- Noah takes aim as he prepares to shoot down Samuel.
- Episode no.: Season 4 Episode 17
- Directed by: S. J. Clarkson
- Written by: Mark Verheiden; Misha Green;
- Production code: 417
- Original air date: January 25, 2010

Guest appearances
- Madeline Zima as Gretchen Berg; Dawn Olivieri as Lydia; Ray Park as Edgar; Deanne Bray as Emma Coolidge; Todd Stashwick as Eli; Lisa Lackey as Janice Parkman; Elisabeth Röhm as Lauren Gilmore; David H. Lawrence XVII as Eric Doyle; Harry Perry as Damien; Daryl Crittenden as Chris Bowman; Erin O'Reilly as Gale Bowman; Kaleigh Ryan as Jennie Bowman;

Episode chronology
| ← Previous "Pass/Fail" | Next → "The Wall" |
- Heroes season 4

= The Art of Deception (Heroes) =

"The Art of Deception" is the seventeenth episode of the fourth season of the NBC superhero drama series Heroes, and the seventy-fifth episode overall. The episode aired on January 25, 2010.

==Plot==

Peter Petrelli continues having dreams of Emma Coolidge at the carnival, and subsequently being saved by Sylar. Peter meets with Angela Petrelli to help her come to terms with Nathan Petrelli's death, then asks Angela where Sylar is. He manages to acquire Sylar's location. Meanwhile, Matt Parkman is stunned to see Sylar at his home, who has created the ruse that he and Matt used to work together as cops to fool Janice. Matt is able to privately talk with Sylar, who reveals he wants Matt to suppress his powers. Matt's initial attempt fails, causing Sylar to lash out and hold Janice with his telekinesis. Sylar explains his powers are making him insane, and lets Janice go. Janice realizes the man is Sylar and tells Matt he must bury him for good. Matt agrees, and manages to trap Sylar in his own nightmare: a world where no one exists, so that he will be alone forever. Matt takes the knocked out Sylar and begins building a brick wall around him in the basement, but is interrupted by the arrival of Peter. Borrowing Matt's ability, Peter explains he needs Sylar. Matt warns Peter of Sylar's state and that if Peter tries waking him, he may become trapped too. Peter enters Sylar's mind, and finds himself in a world devoid of anybody.

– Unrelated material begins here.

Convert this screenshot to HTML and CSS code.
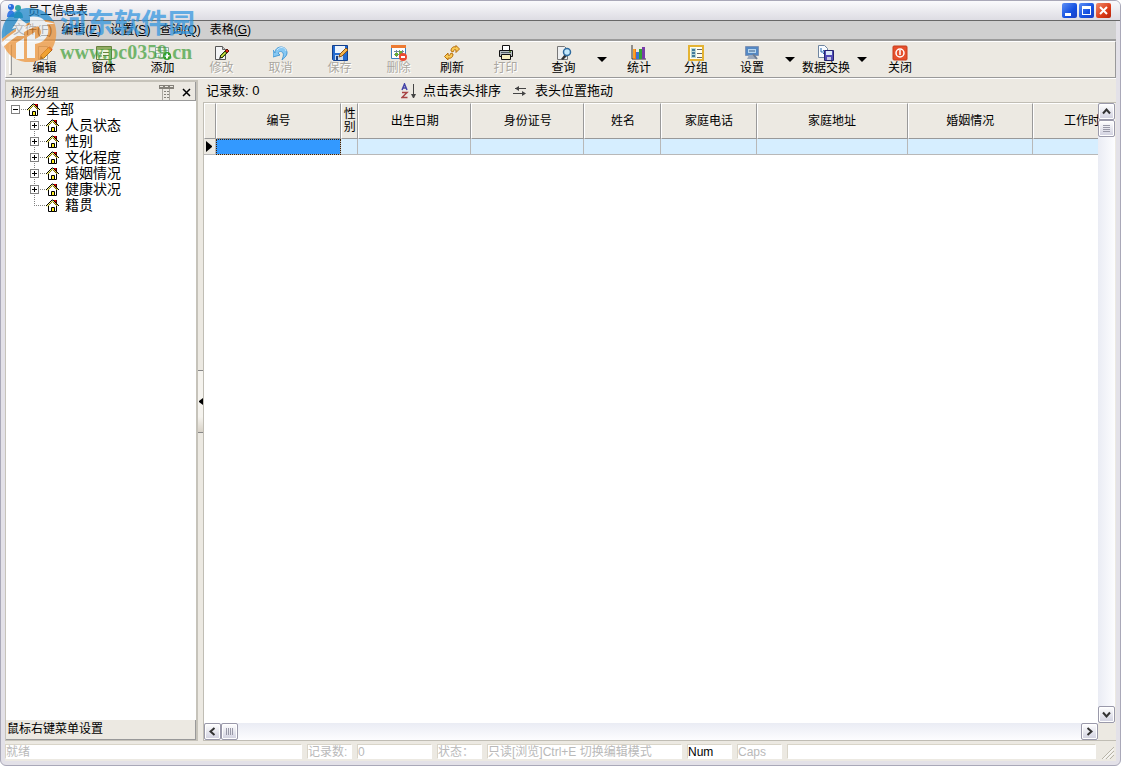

After her encounter with Sylar, Claire Bennet visits Noah Bennet's apartment to speak to him about it, but instead finds Lauren. After entering, Claire notices the maps and realizes that Noah is planning to attack the carnival. Lauren tries to convince Claire to wait for Noah, but Claire decides to leave for the carnival. Meanwhile, Samuel Sullivan discovers his family's trust in him has shaken due to his demolishing of the town. Claire visits Lydia, revealing Noah's plan to take out Samuel, and that Samuel must turn himself in. They explain the situation to Samuel, who finally agrees. Claire calls Noah, who is watching Samuel through a sniper scope, and explains that Samuel will go with him peacefully. Noah agrees, and has Lauren head down to take Samuel in. Samuel addresses the carnival, telling them his decision to leave with Claire, but is interrupted by sniper fire to his shoulder. Shots continue to be fired, with many people injured, including Lydia, Claire, who quickly heals, and Lauren. Noah looks around and spots Eli firing with his own sniper rifle. Noah takes him out with his sniper, but realizes it was just a copy as the real Eli knocks him out.

Samuel finds Lydia, who is mortally wounded, and kisses her. In her dying breaths, Lydia uses her powers on Samuel, and is horrified to see Samuel had planned this, who explains he needed to create a villain and have Lydia sacrificed. Eli brings Noah down for everyone to see, and the carnival quickly puts the blame on him and Claire. Noah manages to tell Claire he didn't fire, but Samuel has Noah locked up in the house of mirrors and Claire in his trailer. Emma Coolidge later arrives, who Samuel is pleased to see. Lauren, having spotted Eli carrying Noah down to the carnival, places a call to Tracy Strauss. Edgar arrives to see Lydia's body, shocked to see her dead. Samuel then addresses the whole carnival, telling them it's time to show the world who they really are.

==Critical reception==
Josh Modell of The A.V. Club rated this episode a D−.

Robert Canning of IGN gave the episode 7.7 out of 10.